— begin —
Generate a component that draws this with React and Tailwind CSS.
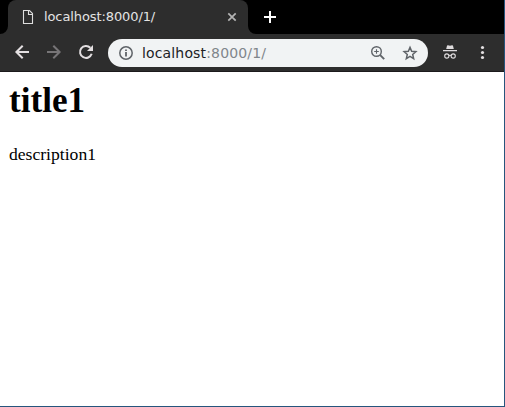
import React from 'react';

function Tab() {
  return (
    <div className="flex h-[34px] w-[240px] items-center rounded-t-[8px] bg-[#2d2d2d] pl-3 pr-2">
      <svg className="h-4 w-4 shrink-0" viewBox="0 0 16 16" fill="none" stroke="#dedede" strokeWidth="1.1">
        <path d="M3.5 1.5H9.5L12.5 4.5V14.5H3.5Z M8.5 1.5V5.5H12.5" />
      </svg>
      <span className="ml-2 flex-1 whitespace-nowrap text-[13px] leading-4 tracking-[-0.1px] text-[#e4e4e4]">
        localhost:8000/1/
      </span>
      <svg className="h-4 w-4 shrink-0" viewBox="0 0 16 16" stroke="#b4b4b4" strokeWidth="1.7">
        <path d="M4.3 4.3L11.7 11.7M11.7 4.3L4.3 11.7" />
      </svg>
    </div>
  );
}

function TabStrip() {
  return (
    <div className="flex h-[34px] bg-black">
      <div className="flex w-2 items-end">
        <svg className="h-2 w-2" viewBox="0 0 8 8" fill="#2d2d2d">
          <path d="M8 0V8H0A8 8 0 0 0 8 0Z" />
        </svg>
      </div>
      <Tab />
      <div className="flex w-2 items-end">
        <svg className="h-2 w-2" viewBox="0 0 8 8" fill="#2d2d2d">
          <path d="M0 0V8H8A8 8 0 0 1 0 0Z" />
        </svg>
      </div>
      <svg className="ml-1.5 mt-[9px] h-4 w-4" viewBox="0 0 16 16" stroke="#fff" strokeWidth="2">
        <path d="M8 2V14M2 8H14" />
      </svg>
    </div>
  );
}

function Toolbar() {
  return (
    <div className="flex h-[38px] items-start border-b border-[#1c1a1c] bg-[#2d2d2d] pl-3.5">
      <svg className="mt-2.5 h-4 w-4 shrink-0" viewBox="0 0 16 16" fill="none" stroke="#e3dfe1" strokeWidth="2">
        <path d="M15 8H2.5M8.7 1.7L2.4 8L8.7 14.3" />
      </svg>
      <svg className="ml-4 mt-2.5 h-4 w-4 shrink-0" viewBox="0 0 16 16" fill="none" stroke="#777577" strokeWidth="2">
        <path d="M1 8H13.5M7.3 1.7L13.6 8L7.3 14.3" />
      </svg>
      <svg className="ml-4 mt-2.5 h-4 w-4 shrink-0" viewBox="0 0 16 16">
        <path d="M12.3 3.7A6 6 0 1 0 13.7 9.8" fill="none" stroke="#e3dfe1" strokeWidth="2" />
        <path d="M15 1V7H9Z" fill="#e3dfe1" />
      </svg>
      <div className="ml-3.5 mt-[5px] flex h-7 w-[320px] shrink-0 items-center rounded-full bg-[#f1f3f4] px-2.5">
        <svg className="h-4 w-4 shrink-0" viewBox="0 0 16 16">
          <circle cx="8" cy="8" r="6.2" fill="none" stroke="#5f6368" strokeWidth="1.5" />
          <path d="M8 7V11.5M8 4.4V6" stroke="#5f6368" strokeWidth="1.8" />
        </svg>
        <span className="ml-2 flex-1 whitespace-nowrap text-[14px] leading-5 tracking-[0.15px] text-[#202124]">
          localhost<span className="text-[#80868b]">:8000/1/</span>
        </span>
        <svg className="h-4 w-4 shrink-0" viewBox="0 0 16 16" fill="none" stroke="#5f6368">
          <circle cx="6.5" cy="6.5" r="4.8" strokeWidth="1.4" />
          <path d="M10.2 10.2L14.2 14.2" strokeWidth="1.9" />
          <path d="M6.5 4.2V8.8M4.2 6.5H8.8" strokeWidth="1.1" />
        </svg>
        <svg className="ml-4 h-4 w-4 shrink-0" viewBox="0 0 16 16" fill="none" stroke="#5f6368" strokeWidth="1.5">
          <path d="M8 2.4L9.65 6.3L13.9 6.7L10.7 9.5L11.65 13.6L8 11.4L4.35 13.6L5.3 9.5L2.1 6.7L6.35 6.3Z" />
        </svg>
      </div>
      <svg className="ml-3.5 mt-2.5 h-4 w-4 shrink-0" viewBox="0 0 16 16">
        <path d="M4.2 5L5 1.7Q5.2 1.1 6 1.3L8 1.8L10 1.3Q10.8 1.1 11 1.7L11.8 5ZM1 6H15V7.2H1Z" fill="#dedbdd" />
        <g fill="none" stroke="#dedbdd" strokeWidth="1.1">
          <circle cx="4.8" cy="12" r="2.1" />
          <circle cx="11.2" cy="12" r="2.1" />
          <path d="M6.8 11.6Q8 10.9 9.2 11.6" />
        </g>
      </svg>
      <svg className="ml-4 mt-2.5 h-4 w-4 shrink-0" viewBox="0 0 16 16" fill="#e3dfe1">
        <circle cx="8.5" cy="3.5" r="1.6" />
        <circle cx="8.5" cy="8.5" r="1.6" />
        <circle cx="8.5" cy="13.5" r="1.6" />
      </svg>
    </div>
  );
}

export default function App() {
  return (
    <div className="flex h-[407px] w-[505px] flex-col overflow-hidden border-b border-r border-[#26557d] bg-white font-['DejaVu_Sans',sans-serif]">
      <TabStrip />
      <Toolbar />
      <main className="px-[9px] pt-[9px] font-['Liberation_Serif',serif] text-black">
        <h1 className="text-[35.2px] font-bold leading-10">title1</h1>
        <p className="mt-[23px] text-[17.6px] leading-5">description1</p>
      </main>
    </div>
  );
}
— end —
▶ _WHAT TO DO_:
Copy the material exactly. Do not include the pictures.

▶ _WRITTEN SOLUTION_:
Generate a component that draws this with React and Tailwind CSS.
import React from 'react';

function Tab() {
  return (
    <div className="flex h-[34px] w-[240px] items-center rounded-t-[8px] bg-[#2d2d2d] pl-3 pr-2">
      <svg className="h-4 w-4 shrink-0" viewBox="0 0 16 16" fill="none" stroke="#dedede" strokeWidth="1.1">
        <path d="M3.5 1.5H9.5L12.5 4.5V14.5H3.5Z M8.5 1.5V5.5H12.5" />
      </svg>
      <span className="ml-2 flex-1 whitespace-nowrap text-[13px] leading-4 tracking-[-0.1px] text-[#e4e4e4]">
        localhost:8000/1/
      </span>
      <svg className="h-4 w-4 shrink-0" viewBox="0 0 16 16" stroke="#b4b4b4" strokeWidth="1.7">
        <path d="M4.3 4.3L11.7 11.7M11.7 4.3L4.3 11.7" />
      </svg>
    </div>
  );
}

function TabStrip() {
  return (
    <div className="flex h-[34px] bg-black">
      <div className="flex w-2 items-end">
        <svg className="h-2 w-2" viewBox="0 0 8 8" fill="#2d2d2d">
          <path d="M8 0V8H0A8 8 0 0 0 8 0Z" />
        </svg>
      </div>
      <Tab />
      <div className="flex w-2 items-end">
        <svg className="h-2 w-2" viewBox="0 0 8 8" fill="#2d2d2d">
          <path d="M0 0V8H8A8 8 0 0 1 0 0Z" />
        </svg>
      </div>
      <svg className="ml-1.5 mt-[9px] h-4 w-4" viewBox="0 0 16 16" stroke="#fff" strokeWidth="2">
        <path d="M8 2V14M2 8H14" />
      </svg>
    </div>
  );
}

function Toolbar() {
  return (
    <div className="flex h-[38px] items-start border-b border-[#1c1a1c] bg-[#2d2d2d] pl-3.5">
      <svg className="mt-2.5 h-4 w-4 shrink-0" viewBox="0 0 16 16" fill="none" stroke="#e3dfe1" strokeWidth="2">
        <path d="M15 8H2.5M8.7 1.7L2.4 8L8.7 14.3" />
      </svg>
      <svg className="ml-4 mt-2.5 h-4 w-4 shrink-0" viewBox="0 0 16 16" fill="none" stroke="#777577" strokeWidth="2">
        <path d="M1 8H13.5M7.3 1.7L13.6 8L7.3 14.3" />
      </svg>
      <svg className="ml-4 mt-2.5 h-4 w-4 shrink-0" viewBox="0 0 16 16">
        <path d="M12.3 3.7A6 6 0 1 0 13.7 9.8" fill="none" stroke="#e3dfe1" strokeWidth="2" />
        <path d="M15 1V7H9Z" fill="#e3dfe1" />
      </svg>
      <div className="ml-3.5 mt-[5px] flex h-7 w-[320px] shrink-0 items-center rounded-full bg-[#f1f3f4] px-2.5">
        <svg className="h-4 w-4 shrink-0" viewBox="0 0 16 16">
          <circle cx="8" cy="8" r="6.2" fill="none" stroke="#5f6368" strokeWidth="1.5" />
          <path d="M8 7V11.5M8 4.4V6" stroke="#5f6368" strokeWidth="1.8" />
        </svg>
        <span className="ml-2 flex-1 whitespace-nowrap text-[14px] leading-5 tracking-[0.15px] text-[#202124]">
          localhost<span className="text-[#80868b]">:8000/1/</span>
        </span>
        <svg className="h-4 w-4 shrink-0" viewBox="0 0 16 16" fill="none" stroke="#5f6368">
          <circle cx="6.5" cy="6.5" r="4.8" strokeWidth="1.4" />
          <path d="M10.2 10.2L14.2 14.2" strokeWidth="1.9" />
          <path d="M6.5 4.2V8.8M4.2 6.5H8.8" strokeWidth="1.1" />
        </svg>
        <svg className="ml-4 h-4 w-4 shrink-0" viewBox="0 0 16 16" fill="none" stroke="#5f6368" strokeWidth="1.5">
          <path d="M8 2.4L9.65 6.3L13.9 6.7L10.7 9.5L11.65 13.6L8 11.4L4.35 13.6L5.3 9.5L2.1 6.7L6.35 6.3Z" />
        </svg>
      </div>
      <svg className="ml-3.5 mt-2.5 h-4 w-4 shrink-0" viewBox="0 0 16 16">
        <path d="M4.2 5L5 1.7Q5.2 1.1 6 1.3L8 1.8L10 1.3Q10.8 1.1 11 1.7L11.8 5ZM1 6H15V7.2H1Z" fill="#dedbdd" />
        <g fill="none" stroke="#dedbdd" strokeWidth="1.1">
          <circle cx="4.8" cy="12" r="2.1" />
          <circle cx="11.2" cy="12" r="2.1" />
          <path d="M6.8 11.6Q8 10.9 9.2 11.6" />
        </g>
      </svg>
      <svg className="ml-4 mt-2.5 h-4 w-4 shrink-0" viewBox="0 0 16 16" fill="#e3dfe1">
        <circle cx="8.5" cy="3.5" r="1.6" />
        <circle cx="8.5" cy="8.5" r="1.6" />
        <circle cx="8.5" cy="13.5" r="1.6" />
      </svg>
    </div>
  );
}

export default function App() {
  return (
    <div className="flex h-[407px] w-[505px] flex-col overflow-hidden border-b border-r border-[#26557d] bg-white font-['DejaVu_Sans',sans-serif]">
      <TabStrip />
      <Toolbar />
      <main className="px-[9px] pt-[9px] font-['Liberation_Serif',serif] text-black">
        <h1 className="text-[35.2px] font-bold leading-10">title1</h1>
        <p className="mt-[23px] text-[17.6px] leading-5">description1</p>
      </main>
    </div>
  );
}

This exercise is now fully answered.